_TASK BRIEF:_ Return the material exactly, first line through the line containing "import clsx from 'clsx';", and nothing more. Pictures stay out.
#### PROVIDED MATERIAL ####
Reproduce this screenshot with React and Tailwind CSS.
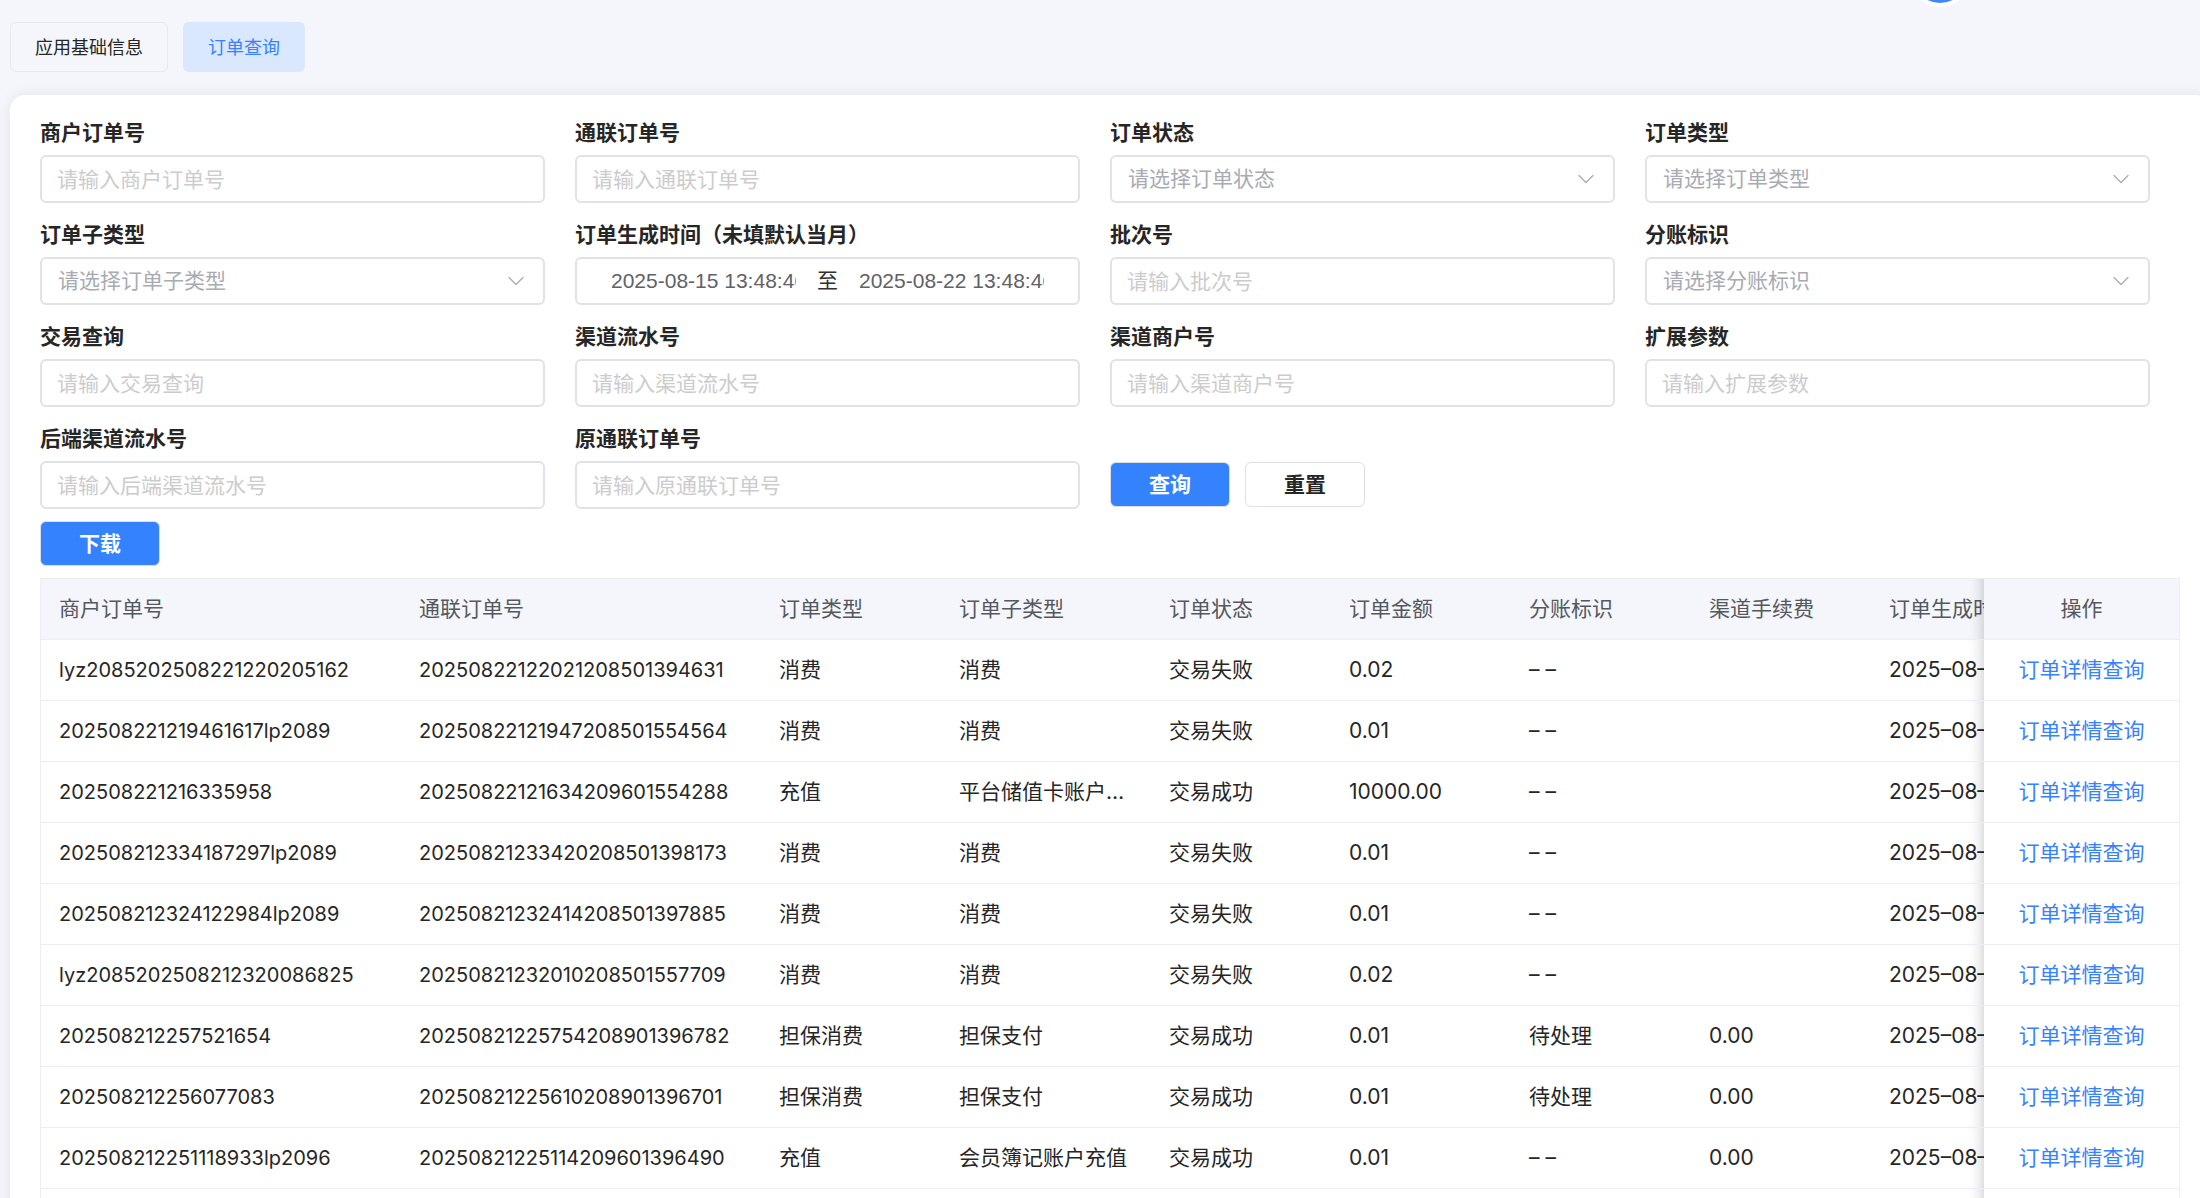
import clsx from 'clsx';

const filters = [
  { id: 'merchantOrderNo', label: '商户订单号', type: 'input' },
  { id: 'allinpayOrderNo', label: '通联订单号', type: 'input' },
  { id: 'orderStatus', label: '订单状态', type: 'select' },
  { id: 'orderType', label: '订单类型', type: 'select' },
  { id: 'orderSubType', label: '订单子类型', type: 'select' },
  { id: 'createdAt', label: '订单生成时间（未填默认当月）', type: 'range' },
  { id: 'batchNo', label: '批次号', type: 'input' },
  { id: 'splitFlag', label: '分账标识', type: 'select' },
  { id: 'tradeQuery', label: '交易查询', type: 'input' },
  { id: 'channelSerialNo', label: '渠道流水号', type: 'input' },
  { id: 'channelMerchantNo', label: '渠道商户号', type: 'input' },
  { id: 'extParams', label: '扩展参数', type: 'input' },
  { id: 'backendSerialNo', label: '后端渠道流水号', type: 'input' },
  { id: 'originOrderNo', label: '原通联订单号', type: 'input' },
];

const columns = [
  { title: '商户订单号', width: 'w-[360px]', cell: 'text-[20px]' },
  { title: '通联订单号', width: 'w-[360px]', cell: 'text-[20px]' },
  { title: '订单类型', width: 'w-[180px]' },
  { title: '订单子类型', width: 'w-[210px]' },
  { title: '订单状态', width: 'w-[180px]' },
  { title: '订单金额', width: 'w-[180px]' },
  { title: '分账标识', width: 'w-[180px]' },
  { title: '渠道手续费', width: 'w-[180px]' },
  { title: '订单生成时间', width: 'w-[240px]' },
];

const orders = [
  ['lyz2085202508221220205162', '20250822122021208501394631', '消费', '消费', '交易失败', '0.02', '– –', '', '2025–08–22'],
  ['202508221219461617lp2089', '20250822121947208501554564', '消费', '消费', '交易失败', '0.01', '– –', '', '2025–08–22'],
  ['202508221216335958', '20250822121634209601554288', '充值', '平台储值卡账户充值', '交易成功', '10000.00', '– –', '', '2025–08–22'],
  ['202508212334187297lp2089', '20250821233420208501398173', '消费', '消费', '交易失败', '0.01', '– –', '', '2025–08–21'],
  ['202508212324122984lp2089', '20250821232414208501397885', '消费', '消费', '交易失败', '0.01', '– –', '', '2025–08–21'],
  ['lyz2085202508212320086825', '20250821232010208501557709', '消费', '消费', '交易失败', '0.02', '– –', '', '2025–08–21'],
  ['202508212257521654', '20250821225754208901396782', '担保消费', '担保支付', '交易成功', '0.01', '待处理', '0.00', '2025–08–21'],
  ['202508212256077083', '20250821225610208901396701', '担保消费', '担保支付', '交易成功', '0.01', '待处理', '0.00', '2025–08–21'],
  ['202508212251118933lp2096', '20250821225114209601396490', '充值', '会员簿记账户充值', '交易成功', '0.01', '– –', '0.00', '2025–08–21'],
];

const controlClass =
  'h-12 w-full rounded-md border-2 border-[#dfe2e9] bg-white text-[21px] outline-none focus:border-[#3582ff]';

// Fixed right column, with the shadow painted on its left side only
const fixedRightClass =
  "sticky right-0 before:pointer-events-none before:absolute before:inset-y-0 before:right-full before:w-[15px] before:shadow-[inset_-15px_0_15px_-15px_rgba(0,0,0,0.25)] before:content-['']";

function ChevronDown() {
  return (
    <svg
      viewBox="0 0 18 18"
      className="pointer-events-none absolute top-1/2 right-5 size-[18px] -translate-y-1/2"
      fill="none"
      stroke="#a8abb2"
      strokeWidth="1.3"
      strokeLinecap="round"
      strokeLinejoin="round"
      aria-hidden="true"
    >
      <path d="M2 5.5 9 12.5 16 5.5" />
    </svg>
  );
}

function Control({ id, label, type }) {
  if (type === 'select') {
    return (
      <div className="relative">
        <select
          id={id}
          defaultValue=""
          className={clsx(controlClass, 'appearance-none pr-12 pl-4 text-[#a8abb2]')}
        >
          <option value="">{`请选择${label}`}</option>
        </select>
        <ChevronDown />
      </div>
    );
  }

  if (type === 'range') {
    return (
      <div className={clsx(controlClass, 'flex items-center px-[34px]')}>
        <input
          id={id}
          type="text"
          defaultValue="2025-08-15 13:48:46"
          className="h-8 w-0 min-w-0 flex-1 font-['Liberation_Sans',sans-serif] text-[#606266] outline-none"
        />
        <span className="w-[63px] text-center text-[#303133]">至</span>
        <input
          type="text"
          aria-label="结束时间"
          defaultValue="2025-08-22 13:48:46"
          className="h-8 w-0 min-w-0 flex-1 font-['Liberation_Sans',sans-serif] text-[#606266] outline-none"
        />
      </div>
    );
  }

  return (
    <input
      id={id}
      type="text"
      placeholder={`请输入${label}`}
      className={clsx(controlClass, 'px-[15px] text-[#606266] placeholder:text-[#cccccc]')}
    />
  );
}

function ActionButton({ primary, children }) {
  return (
    <button
      type="button"
      className={clsx(
        'h-[45px] w-[120px] rounded-md border border-[#dcdfe6] text-[21px] leading-none font-semibold',
        primary ? 'bg-[#3582ff] text-white' : 'bg-white text-[#262626]',
      )}
    >
      {children}
    </button>
  );
}

function FilterForm() {
  return (
    <form className="grid grid-cols-4 gap-y-[6px]">
      {filters.map((filter) => (
        <div key={filter.id} className="pr-[30px]">
          <label
            htmlFor={filter.id}
            className="block h-12 pt-3 text-[21px] leading-7 font-semibold text-[#262626]"
          >
            {filter.label}
          </label>
          <Control {...filter} />
        </div>
      ))}
      <div className="flex items-end gap-[15px] pb-[2px]">
        <ActionButton primary>查询</ActionButton>
        <ActionButton>重置</ActionButton>
      </div>
    </form>
  );
}

function OrderTable() {
  return (
    <div className="overflow-hidden border border-[#ebeef5]">
      <table className="w-full table-fixed border-separate border-spacing-0 text-left text-[21px]">
        <thead className="text-[#55585e]">
          <tr>
            {columns.map((column) => (
              <th
                key={column.title}
                className={clsx(
                  'h-[61px] overflow-hidden border-b border-[#ebeef5] bg-[#f4f6fb] px-[18px] font-normal whitespace-nowrap',
                  column.width,
                )}
              >
                {column.title}
              </th>
            ))}
            <th
              className={clsx(
                'h-[61px] w-[195px] border-b border-[#ebeef5] bg-[#f4f6fb] text-center font-normal',
                fixedRightClass,
              )}
            >
              操作
            </th>
          </tr>
        </thead>
        <tbody className="text-[#262626]">
          {orders.map((order) => (
            <tr key={order[1]}>
              {order.map((value, index) => (
                <td
                  key={columns[index].title}
                  className={clsx(
                    'h-[61px] truncate border-b border-[#ebeef5] px-[18px]',
                    columns[index].cell,
                  )}
                >
                  {value}
                </td>
              ))}
              <td
                className={clsx(
                  'h-[61px] border-b border-[#ebeef5] bg-white text-center',
                  fixedRightClass,
                )}
              >
                <a href="#detail" className="text-[#3582ff]">
                  订单详情查询
                </a>
              </td>
            </tr>
          ))}
          <tr>
            <td colSpan={columns.length} className="h-[61px]" />
            <td className={clsx('bg-white', fixedRightClass)} />
          </tr>
        </tbody>
      </table>
    </div>
  );
}

export default function App() {
  return (
    <div className="relative h-screen overflow-hidden bg-[#f4f6fb] pt-[22px] pl-[10px] font-[Inter,'Noto_Sans_CJK_SC',sans-serif]">
      <div className="absolute -top-[55px] right-[229px] size-[62px] rounded-full border-4 border-white bg-[#3f86ff]" />

      <nav className="flex gap-[15px] text-[18px]">
        <button
          type="button"
          className="h-[50px] rounded-md border border-[#e6e8ec] px-6 text-[#262626]"
        >
          应用基础信息
        </button>
        <button type="button" className="h-[50px] rounded-md bg-[#d9e7ff] px-[25px] text-[#3582ff]">
          订单查询
        </button>
      </nav>

      <main className="mt-[23px] -mr-[10px] rounded-[15px] bg-white px-[30px] pt-3 pb-[30px] shadow-[0_0_15px_rgba(0,0,0,0.08)]">
        <FilterForm />
        <div className="mt-3 mb-3 flex">
          <ActionButton primary>下载</ActionButton>
        </div>
        <OrderTable />
      </main>
    </div>
  );
}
####
_SOLUTION TO THE PROBLEM:_
Reproduce this screenshot with React and Tailwind CSS.
import clsx from 'clsx';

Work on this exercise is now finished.